“I just moved to Toronto for school from another country and I’m having trouble making friends in the city. Where can I find friends and how can I stop feeling so lonely and out of place?”
Oh, baby! My heart goes out to you.
I’ve been to seven schools including my cross-country move from Vancouver to Toronto for university and from Canada to the United States for grad school, so I understand what you’re going through.
Leaving your family, friends and support system behind for a shiny new city is equally thrilling and gut-wrenching.
On the one hand, you have an incredible opportunity to learn and explore a new environment but on the other, you have no one to do it with.
It’s easy to feel isolated and spiral into loneliness but I promise with time and putting yourself out there you’ll develop a whole other support system to keep you grounded.
Here’s some advice to make friends as a newcomer in Toronto.
Is it normal to be lonely after moving?
Feeling lonely and out of place after a big move is incredibly common, according to Ontario psychotherapist Vladimir Rakic. That’s why it’s important to remember you’re not the only one going through it at your school.
Rakic told Narcity that in his practice and experience as a student support counsellor, many international students feel isolated and lonely when they move to a new country for university.
“It’s very daunting. A lot of people’s anxieties can come to the forefront. Their connection with their family and community oftentimes has to be rebuilt,” says Rakic.
When you first move Rakic says it’s easy to get into the habit of isolating yourself by staying in your room studying instead of putting yourself out there to make new connections.

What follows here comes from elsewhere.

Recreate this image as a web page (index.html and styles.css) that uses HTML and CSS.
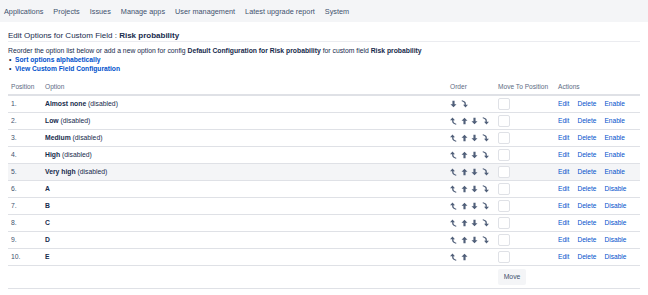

I remember when I first moved to Toronto for journalism school at Toronto Metropolitan University, I felt so out of place and spent 90% of my time watching Friends on Netflix in my depressingly little dorm room.

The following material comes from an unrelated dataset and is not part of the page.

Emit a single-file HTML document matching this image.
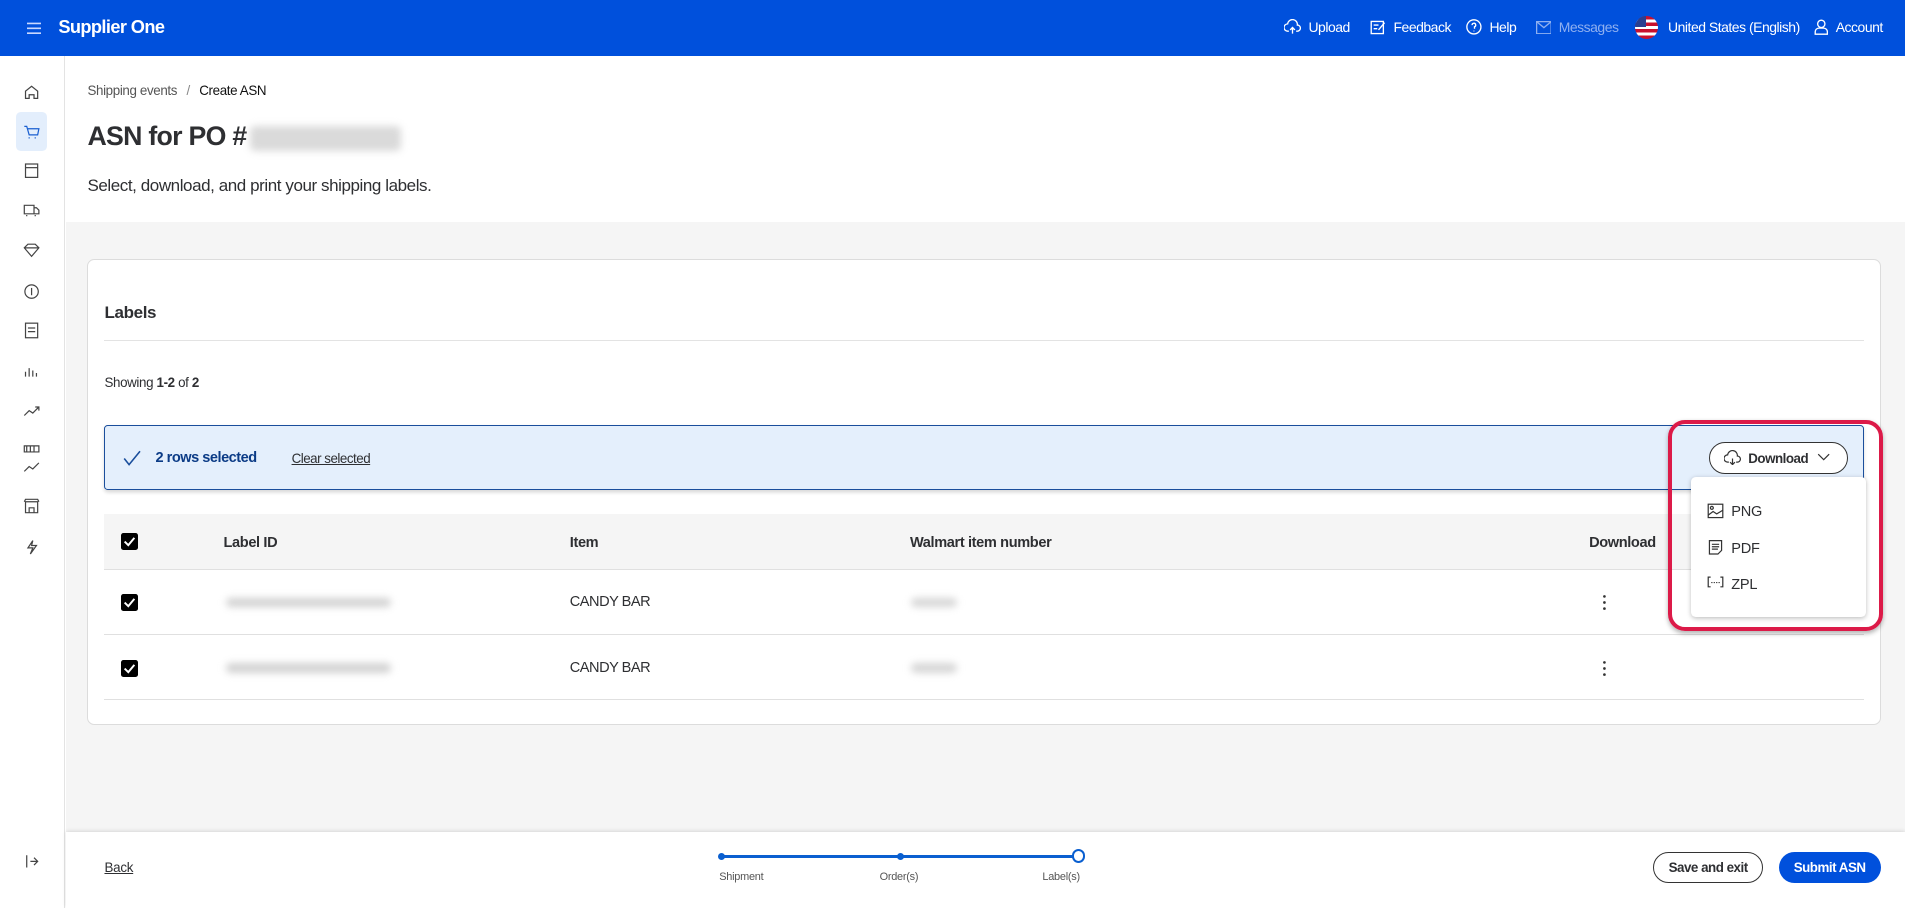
<!DOCTYPE html>
<html><head><meta charset="utf-8"><style>
html{zoom:1.2149}
body{margin:0;width:1568px;height:747px;position:relative;overflow:hidden;font-family:"Liberation Sans",sans-serif;color:#2e2f32;background:#fff;letter-spacing:-0.2px}
.a{position:absolute}
.top{left:0;top:0;width:1568px;height:46px;background:#0050dc;color:#fff}
.nav{font-size:11.5px;top:16px;color:#fff;white-space:nowrap;letter-spacing:-0.4px}
.side{left:0;top:46px;width:53px;height:701px;border-right:1px solid #e3e3e3;background:#fff}
.blur{background:#b9b9b9;filter:blur(3px);border-radius:4px}
.cb{width:14px;height:14px;background:#000;border-radius:2px}
.cb svg{display:block}
.th{font-size:12px;font-weight:bold;top:440px;letter-spacing:-0.3px}
.td{font-size:12px}
</style></head><body>
<div class="a top">
 <svg class="a" style="left:22px;top:17px" width="12" height="12"><path d="M0 2h12M0 6h12M0 10h12" stroke="#c9d8ff" stroke-width="1.3"/></svg>
 <div class="a" style="left:48px;top:14px;font-size:15px;font-weight:bold;letter-spacing:-0.5px">Supplier One</div>
 <svg class="a" style="left:1057px;top:16px" width="14" height="13" fill="none" stroke="#fff" stroke-width="1.1"><path d="M4 10H3a3 3 0 0 1 0-6 4 4 0 0 1 8 1 2.5 2.5 0 0 1 0 5h-1M7 12V7M5 9l2-2 2 2"/></svg>
 <div class="a nav" style="left:1077px">Upload</div>
 <svg class="a" style="left:1128px;top:16px" width="13" height="13" fill="none" stroke="#fff" stroke-width="1.1"><rect x="1" y="2" width="10" height="10"/><path d="M3 5h4M3 8h3M7 9l5-6"/></svg>
 <div class="a nav" style="left:1147px">Feedback</div>
 <svg class="a" style="left:1207px;top:16px" width="13" height="13" fill="none" stroke="#fff" stroke-width="1.1"><circle cx="6.5" cy="6.5" r="5.8"/><path d="M5 5a1.5 1.5 0 1 1 2 1.4V8M6.5 9.6v.6"/></svg>
 <div class="a nav" style="left:1226px">Help</div>
 <svg class="a" style="left:1264px;top:17px" width="13" height="11" fill="none" stroke="#8fb0f0" stroke-width="1.1"><rect x=".5" y=".5" width="12" height="10"/><path d="M.5 .5l6 5 6-5"/></svg>
 <div class="a nav" style="left:1283px;color:#8fb0f0">Messages</div>
 <div class="a" style="left:1346px;top:13px;width:19px;height:19px;border-radius:50%;overflow:hidden;background:repeating-linear-gradient(#c8102e 0 2.7px,#fff 2.7px 5.4px)"><div style="width:9px;height:9px;background:#2a3f8f"></div></div>
 <div class="a nav" style="left:1373px">United States (English)</div>
 <svg class="a" style="left:1493px;top:16px" width="12" height="13" fill="none" stroke="#fff" stroke-width="1.1"><circle cx="6" cy="4" r="3"/><path d="M1 12.5v-2a3 3 0 0 1 3-3h4a3 3 0 0 1 3 3v2z"/></svg>
 <div class="a nav" style="left:1511px">Account</div>
</div>
<div class="a side"></div>
<div class="a" style="left:13px;top:92px;width:26px;height:32px;background:#e3eefc;border-radius:4px"></div>
<svg class="a" style="left:0;top:0" width="53" height="747" fill="none" stroke="#444" stroke-width="1">
 <path d="M21 81v-6l5-4 5 4v6h-3v-3h-4v3z"/>
 <path d="M20 104h2l2 7h7l1-5h-9M24 113v1M29 113v1" stroke="#1a5fd0"/>
 <rect x="21" y="135" width="10" height="11"/><path d="M21 138h10"/>
 <path d="M20 169h8v7h-8zM28 171h2l2 2v3h-4M22 177v1M29 177v1"/>
 <path d="M20 204l3-3h6l3 3-6 7z M20 204h12"/>
 <circle cx="26" cy="240" r="5.5"/><path d="M26 237v6"/>
 <rect x="21" y="266" width="10" height="12"/><path d="M23 270h6M23 273h6"/>
 <path d="M21 310v-4M24 310v-7M27 310v-5M30 310v-3"/>
 <path d="M20 342l4-4 3 2 5-5M29 335h3v3"/>
 <path d="M20 367h12v5h-12zM22 367v5M25 367v5M28 367v5M20 388l4-4 3 2 5-5"/>
 <path d="M21 413h10v9h-10zM20 413l1-2h10l1 2M24 422v-4h4v4"/>
 <path d="M27 445l-4 6h4l-2 5 5-7h-4z"/>
 <path d="M22 704v10M25 709h6M28 706l3 3-3 3"/>
</svg>
<div class="a" style="left:54px;top:183px;width:1514px;height:502px;background:#f5f5f5"></div>
<div class="a" style="left:72px;top:68px;font-size:11px;color:#555;letter-spacing:-0.3px">Shipping events <span style="margin:0 5px;color:#888">/</span> <span style="color:#111">Create ASN</span></div>
<div class="a" style="left:72px;top:100px;font-size:22px;font-weight:bold;letter-spacing:-0.6px;color:#2e2f32">ASN for PO #</div>
<div class="a blur" style="left:206px;top:104px;width:124px;height:20px;background:#dadada"></div>
<div class="a" style="left:72px;top:145px;font-size:14px;color:#2e2f32;letter-spacing:-0.35px">Select, download, and print your shipping labels.</div>
<div class="a" style="left:72px;top:213px;width:1476px;height:384px;background:#fff;border:1px solid #dcdcdc;border-radius:6px;box-sizing:border-box"></div>
<div class="a" style="left:86px;top:249px;font-size:14px;font-weight:bold;letter-spacing:-0.3px">Labels</div>
<div class="a" style="left:86px;top:280px;width:1448px;height:1px;background:#e3e3e3"></div>
<div class="a" style="left:86px;top:309px;font-size:11px;letter-spacing:-0.3px">Showing <b>1-2</b> of <b>2</b></div>
<div class="a" style="left:86px;top:350px;width:1448px;height:53px;background:#e4effc;border:1px solid #1a4e9c;border-radius:3px;box-sizing:border-box;box-shadow:0 2px 3px rgba(0,0,0,.15)"></div>
<svg class="a" style="left:101px;top:370px" width="16" height="14" fill="none" stroke="#1a4e9c" stroke-width="1.3"><path d="M1 7l4 5 9-11"/></svg>
<div class="a" style="left:128px;top:370px;font-size:12px;font-weight:bold;color:#0b3b86;letter-spacing:-0.4px">2 rows selected</div>
<div class="a" style="left:240px;top:371px;font-size:11px;text-decoration:underline;color:#2e2f32;letter-spacing:-0.4px">Clear selected</div>
<div class="a" style="left:1407px;top:364px;width:114px;height:26px;border:1px solid #333;border-radius:14px;background:#fff;box-sizing:border-box"></div>
<svg class="a" style="left:1419px;top:370px" width="14" height="13" fill="none" stroke="#333" stroke-width="1"><path d="M4 10H3a3 3 0 0 1 0-6 4 4 0 0 1 8 1 2.5 2.5 0 0 1 0 5h-1M7 7v5M5 10l2 2 2-2"/></svg>
<div class="a" style="left:1439px;top:371px;font-size:11px;font-weight:bold;letter-spacing:-0.4px">Download</div>
<svg class="a" style="left:1496px;top:373px" width="11" height="7" fill="none" stroke="#333"><path d="M1 1l4.5 4.5L10 1"/></svg>
<div class="a" style="left:86px;top:423px;width:1448px;height:46px;background:#f5f5f5;border-bottom:1px solid #e0e0e0;box-sizing:border-box"></div>
<div class="a" style="left:86px;top:522px;width:1448px;height:1px;background:#e0e0e0"></div>
<div class="a" style="left:86px;top:575px;width:1448px;height:1px;background:#e0e0e0"></div>
<div class="a cb" style="left:100px;top:439px"><svg width="14" height="14" fill="none" stroke="#fff" stroke-width="1.6"><path d="M3 7l3 3 5-6"/></svg></div>
<div class="a cb" style="left:100px;top:489px"><svg width="14" height="14" fill="none" stroke="#fff" stroke-width="1.6"><path d="M3 7l3 3 5-6"/></svg></div>
<div class="a cb" style="left:100px;top:543px"><svg width="14" height="14" fill="none" stroke="#fff" stroke-width="1.6"><path d="M3 7l3 3 5-6"/></svg></div>
<div class="a th" style="left:184px">Label ID</div>
<div class="a th" style="left:469px">Item</div>
<div class="a th" style="left:749px">Walmart item number</div>
<div class="a th" style="left:1308px">Download</div>
<div class="a blur" style="left:186px;top:492px;width:136px;height:8px;background:#d2d2d2"></div>
<div class="a blur" style="left:186px;top:546px;width:136px;height:8px;background:#d2d2d2"></div>
<div class="a blur" style="left:750px;top:492px;width:38px;height:8px;background:#d6d6d6"></div>
<div class="a blur" style="left:750px;top:546px;width:38px;height:8px;background:#d6d6d6"></div>
<div class="a td" style="left:469px;top:489px;letter-spacing:-0.4px">CANDY BAR</div>
<div class="a td" style="left:469px;top:543px;letter-spacing:-0.4px">CANDY BAR</div>
<svg class="a" style="left:1319px;top:489px" width="4" height="14" fill="#333"><circle cx="2" cy="2" r="1.1"/><circle cx="2" cy="7" r="1.1"/><circle cx="2" cy="12" r="1.1"/></svg>
<svg class="a" style="left:1319px;top:543px" width="4" height="14" fill="#333"><circle cx="2" cy="2" r="1.1"/><circle cx="2" cy="7" r="1.1"/><circle cx="2" cy="12" r="1.1"/></svg>
<div class="a" style="left:1392px;top:393px;width:144px;height:115px;background:#fff;border-radius:4px;box-shadow:0 1px 4px rgba(0,0,0,.25)"></div>
<svg class="a" style="left:1405px;top:414px" width="14" height="80" fill="none" stroke="#333" stroke-width="1">
 <rect x="1" y="1" width="12" height="11"/><circle cx="4" cy="4" r="1.2"/><path d="M1 10l4-3 3 2 5-3"/>
 <path d="M2 31h10v8l-3 3H2zM4 34h6M4 36h6M4 38h5"/>
 <path d="M3 61H1v8h2M11 61h2v8h-2M4 65v1M6 65v1M8 65v1M10 65v1"/>
</svg>
<div class="a" style="left:1425px;top:415px;font-size:12px">PNG</div>
<div class="a" style="left:1425px;top:445px;font-size:12px">PDF</div>
<div class="a" style="left:1425px;top:475px;font-size:12px">ZPL</div>
<div class="a" style="left:1373px;top:346px;width:177px;height:173px;border:4px solid #dc1a48;border-radius:14px;box-sizing:border-box;box-shadow:0 2px 4px rgba(0,0,0,.3)"></div>
<div class="a" style="left:54px;top:685px;width:1514px;height:62px;background:#fff;box-shadow:0 -1px 3px rgba(0,0,0,.12)"></div>
<div class="a" style="left:86px;top:708px;font-size:11px;text-decoration:underline">Back</div>
<div class="a" style="left:594px;top:704px;width:294px;height:2px;background:#0a5fd0"></div>
<div class="a" style="left:591px;top:702px;width:6px;height:6px;border-radius:50%;background:#0a5fd0"></div>
<div class="a" style="left:738px;top:702px;width:6px;height:6px;border-radius:50%;background:#0a5fd0"></div>
<div class="a" style="left:882px;top:699px;width:8px;height:8px;border-radius:50%;background:#fff;border:2px solid #0a5fd0"></div>
<div class="a" style="left:592px;top:717px;font-size:9px;color:#555">Shipment</div>
<div class="a" style="left:724px;top:717px;font-size:9px;color:#555">Order(s)</div>
<div class="a" style="left:858px;top:717px;font-size:9px;color:#555">Label(s)</div>
<div class="a" style="left:1361px;top:701px;width:90px;height:26px;border:1px solid #333;border-radius:14px;box-sizing:border-box;font-size:11px;font-weight:bold;text-align:center;line-height:24px;letter-spacing:-0.4px">Save and exit</div>
<div class="a" style="left:1464px;top:701px;width:84px;height:26px;background:#0050dc;color:#fff;border-radius:14px;font-size:11px;font-weight:bold;text-align:center;line-height:26px;letter-spacing:-0.4px">Submit ASN</div>
</body></html>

After a couple of weeks, I realized a social life wouldn’t barge into my room and find me so I started going to the gym at the same time every day, attending social events and straight up asking strangers to hang out.
I met one of my best friends in line at a Starbucks on campus after overhearing her also order a pumpkin spice latte. I tapped her on the shoulder, said something funny about PSL season and asked her out to lunch. Six years later, she’s one of my emergency contacts.
Another one of my best friends was wearing a cute purse in class so I complimented it, sat next to her and asked her if she wanted to study together.
Look for a way in with somebody and then start chatting!
What is the best way to make friends at university?
The benefit of moving to a new country for school is that most people around you are also looking to make friends so you just have to find common ground and start cultivating relationships. Of course, depending on how outgoing or introverted you are, that can be a massive challenge.
You might be too shy to make the first move, but thankfully some situations can help you out.
Rakic says an easy hack to building friendships is to join a study group for one of your classes and segue into friendship from there. You have the opportunity to get to know your classmates outside of class and if you click with someone you can go from study group to grabbing coffee and eventually just hanging out like old pals.
If you’re missing home, Rakic also suggests finding a cultural centre, a club or a place of worship if you’re religious, just to give yourself that sense of community and home. He says this is a great way to meet people in your community with a similar country of origin or cultural connection.
The key is to find what makes you happy and start doing it. From there, friends and a sense of routine and community will follow.
For example, if you love sports you might think about joining a sports team or intramural league at your university. If you’re an avid reader, find a book club where you can meet people who have similar passions.
Check your university calendar and take advantage of whatever social events you can find.
Chances are the people attending are in the same boat as you so they’ll be eager to make friends.
How to deal with loneliness in college?
Loneliness is an uncomfortable part of life and while you’re in the transitional stage of making friends you may have to sit with this emotion and work through it.
As cliche as it sounds, sometimes even going outside for a walk to grab a coffee can help brighten your mood.
When I was feeling down as a freshman I used to walk through St. James Park with a coffee and a good book and while sometimes it was hard to get out of bed, I always felt better after going out.
Rakic says getting a workout in is also great for your mental health. So hit the gym, go for a run or try and get some exercise in whatever way works for you.
If your blues become too much to handle on your own, Rakic suggests reaching out to mental health services at your school where they can help connect you with a counsellor or resources.
Cheap Advice
Moving to another country for school is a massive shock to your system, but it’s also an opportunity to discover yourself! When no one knows you or has expectations of who you are, you can unearth who you want to be without the influence of your friends or family.
Take this time and rediscover yourself and build the life you’ve always wanted. Also, follow your passions and take advantage of Toronto! It’s a beautiful and diverse city where I’m sure you’ll make a lifetime’s worth of memories.
Join as many clubs and groups as you can and don’t be afraid to put yourself out there with new people.
All friends start as strangers and sometimes a moment of courage can spark a lifetime of friendship.
It might take some time for the 6ix to start feeling like home but you’ll gradually strengthen your friendships and community bonds in the city.
Welcome to Toronto, friend!
I promise the city is happy to have you.